→ Task to complete:
Leave out the pictures; transcribe all else exactly.

→ Collected data:
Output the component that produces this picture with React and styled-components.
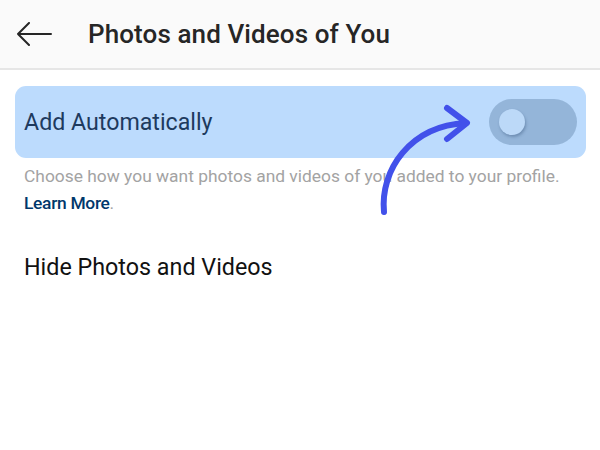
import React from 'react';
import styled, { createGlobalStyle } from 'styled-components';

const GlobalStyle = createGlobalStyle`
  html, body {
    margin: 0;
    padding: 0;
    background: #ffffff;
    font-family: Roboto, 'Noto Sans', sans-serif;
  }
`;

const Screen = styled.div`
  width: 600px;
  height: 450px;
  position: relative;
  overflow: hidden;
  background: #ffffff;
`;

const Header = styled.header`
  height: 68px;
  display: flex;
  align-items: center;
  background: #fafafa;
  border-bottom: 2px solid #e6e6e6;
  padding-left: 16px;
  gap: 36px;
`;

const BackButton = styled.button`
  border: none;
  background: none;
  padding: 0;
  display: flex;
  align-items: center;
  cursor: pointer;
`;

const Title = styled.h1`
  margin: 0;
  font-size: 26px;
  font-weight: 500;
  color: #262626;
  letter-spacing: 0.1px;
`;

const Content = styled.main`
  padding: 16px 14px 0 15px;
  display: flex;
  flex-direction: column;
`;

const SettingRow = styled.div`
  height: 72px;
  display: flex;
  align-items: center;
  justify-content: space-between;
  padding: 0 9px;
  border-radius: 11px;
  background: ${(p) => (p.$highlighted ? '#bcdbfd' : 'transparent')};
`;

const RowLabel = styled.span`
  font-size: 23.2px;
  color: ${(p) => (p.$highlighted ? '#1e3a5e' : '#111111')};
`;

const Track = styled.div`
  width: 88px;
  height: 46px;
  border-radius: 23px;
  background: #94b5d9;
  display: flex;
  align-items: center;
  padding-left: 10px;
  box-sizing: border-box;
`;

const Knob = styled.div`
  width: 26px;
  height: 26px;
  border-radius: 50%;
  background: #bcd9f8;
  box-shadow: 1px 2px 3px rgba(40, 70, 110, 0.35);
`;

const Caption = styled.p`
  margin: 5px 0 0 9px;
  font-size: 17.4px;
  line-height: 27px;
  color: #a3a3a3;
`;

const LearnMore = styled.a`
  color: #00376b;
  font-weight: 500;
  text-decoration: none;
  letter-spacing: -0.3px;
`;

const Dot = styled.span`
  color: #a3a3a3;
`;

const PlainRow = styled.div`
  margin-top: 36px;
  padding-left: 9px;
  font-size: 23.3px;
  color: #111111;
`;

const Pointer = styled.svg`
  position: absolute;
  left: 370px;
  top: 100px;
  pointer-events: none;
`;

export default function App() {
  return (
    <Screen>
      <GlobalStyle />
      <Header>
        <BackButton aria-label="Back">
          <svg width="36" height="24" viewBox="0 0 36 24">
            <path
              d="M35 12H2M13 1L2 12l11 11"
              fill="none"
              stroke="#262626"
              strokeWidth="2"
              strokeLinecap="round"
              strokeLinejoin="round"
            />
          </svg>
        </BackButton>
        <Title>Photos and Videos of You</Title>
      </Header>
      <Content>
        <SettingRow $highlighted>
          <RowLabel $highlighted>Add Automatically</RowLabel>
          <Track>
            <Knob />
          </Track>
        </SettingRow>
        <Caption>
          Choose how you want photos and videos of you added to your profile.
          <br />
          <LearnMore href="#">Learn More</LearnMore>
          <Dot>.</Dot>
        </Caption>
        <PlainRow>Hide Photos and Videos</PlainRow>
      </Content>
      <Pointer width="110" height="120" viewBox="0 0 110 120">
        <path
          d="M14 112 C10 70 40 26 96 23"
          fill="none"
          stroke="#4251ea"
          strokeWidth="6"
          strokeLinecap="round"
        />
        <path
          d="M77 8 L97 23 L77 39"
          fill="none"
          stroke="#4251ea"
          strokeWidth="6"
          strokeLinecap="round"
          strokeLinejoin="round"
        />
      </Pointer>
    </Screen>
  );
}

→ Solution for this problem:
Output the component that produces this picture with React and styled-components.
import React from 'react';
import styled, { createGlobalStyle } from 'styled-components';

const GlobalStyle = createGlobalStyle`
  html, body {
    margin: 0;
    padding: 0;
    background: #ffffff;
    font-family: Roboto, 'Noto Sans', sans-serif;
  }
`;

const Screen = styled.div`
  width: 600px;
  height: 450px;
  position: relative;
  overflow: hidden;
  background: #ffffff;
`;

const Header = styled.header`
  height: 68px;
  display: flex;
  align-items: center;
  background: #fafafa;
  border-bottom: 2px solid #e6e6e6;
  padding-left: 16px;
  gap: 36px;
`;

const BackButton = styled.button`
  border: none;
  background: none;
  padding: 0;
  display: flex;
  align-items: center;
  cursor: pointer;
`;

const Title = styled.h1`
  margin: 0;
  font-size: 26px;
  font-weight: 500;
  color: #262626;
  letter-spacing: 0.1px;
`;

const Content = styled.main`
  padding: 16px 14px 0 15px;
  display: flex;
  flex-direction: column;
`;

const SettingRow = styled.div`
  height: 72px;
  display: flex;
  align-items: center;
  justify-content: space-between;
  padding: 0 9px;
  border-radius: 11px;
  background: ${(p) => (p.$highlighted ? '#bcdbfd' : 'transparent')};
`;

const RowLabel = styled.span`
  font-size: 23.2px;
  color: ${(p) => (p.$highlighted ? '#1e3a5e' : '#111111')};
`;

const Track = styled.div`
  width: 88px;
  height: 46px;
  border-radius: 23px;
  background: #94b5d9;
  display: flex;
  align-items: center;
  padding-left: 10px;
  box-sizing: border-box;
`;

const Knob = styled.div`
  width: 26px;
  height: 26px;
  border-radius: 50%;
  background: #bcd9f8;
  box-shadow: 1px 2px 3px rgba(40, 70, 110, 0.35);
`;

const Caption = styled.p`
  margin: 5px 0 0 9px;
  font-size: 17.4px;
  line-height: 27px;
  color: #a3a3a3;
`;

const LearnMore = styled.a`
  color: #00376b;
  font-weight: 500;
  text-decoration: none;
  letter-spacing: -0.3px;
`;

const Dot = styled.span`
  color: #a3a3a3;
`;

const PlainRow = styled.div`
  margin-top: 36px;
  padding-left: 9px;
  font-size: 23.3px;
  color: #111111;
`;

const Pointer = styled.svg`
  position: absolute;
  left: 370px;
  top: 100px;
  pointer-events: none;
`;

export default function App() {
  return (
    <Screen>
      <GlobalStyle />
      <Header>
        <BackButton aria-label="Back">
          <svg width="36" height="24" viewBox="0 0 36 24">
            <path
              d="M35 12H2M13 1L2 12l11 11"
              fill="none"
              stroke="#262626"
              strokeWidth="2"
              strokeLinecap="round"
              strokeLinejoin="round"
            />
          </svg>
        </BackButton>
        <Title>Photos and Videos of You</Title>
      </Header>
      <Content>
        <SettingRow $highlighted>
          <RowLabel $highlighted>Add Automatically</RowLabel>
          <Track>
            <Knob />
          </Track>
        </SettingRow>
        <Caption>
          Choose how you want photos and videos of you added to your profile.
          <br />
          <LearnMore href="#">Learn More</LearnMore>
          <Dot>.</Dot>
        </Caption>
        <PlainRow>Hide Photos and Videos</PlainRow>
      </Content>
      <Pointer width="110" height="120" viewBox="0 0 110 120">
        <path
          d="M14 112 C10 70 40 26 96 23"
          fill="none"
          stroke="#4251ea"
          strokeWidth="6"
          strokeLinecap="round"
        />
        <path
          d="M77 8 L97 23 L77 39"
          fill="none"
          stroke="#4251ea"
          strokeWidth="6"
          strokeLinecap="round"
          strokeLinejoin="round"
        />
      </Pointer>
    </Screen>
  );
}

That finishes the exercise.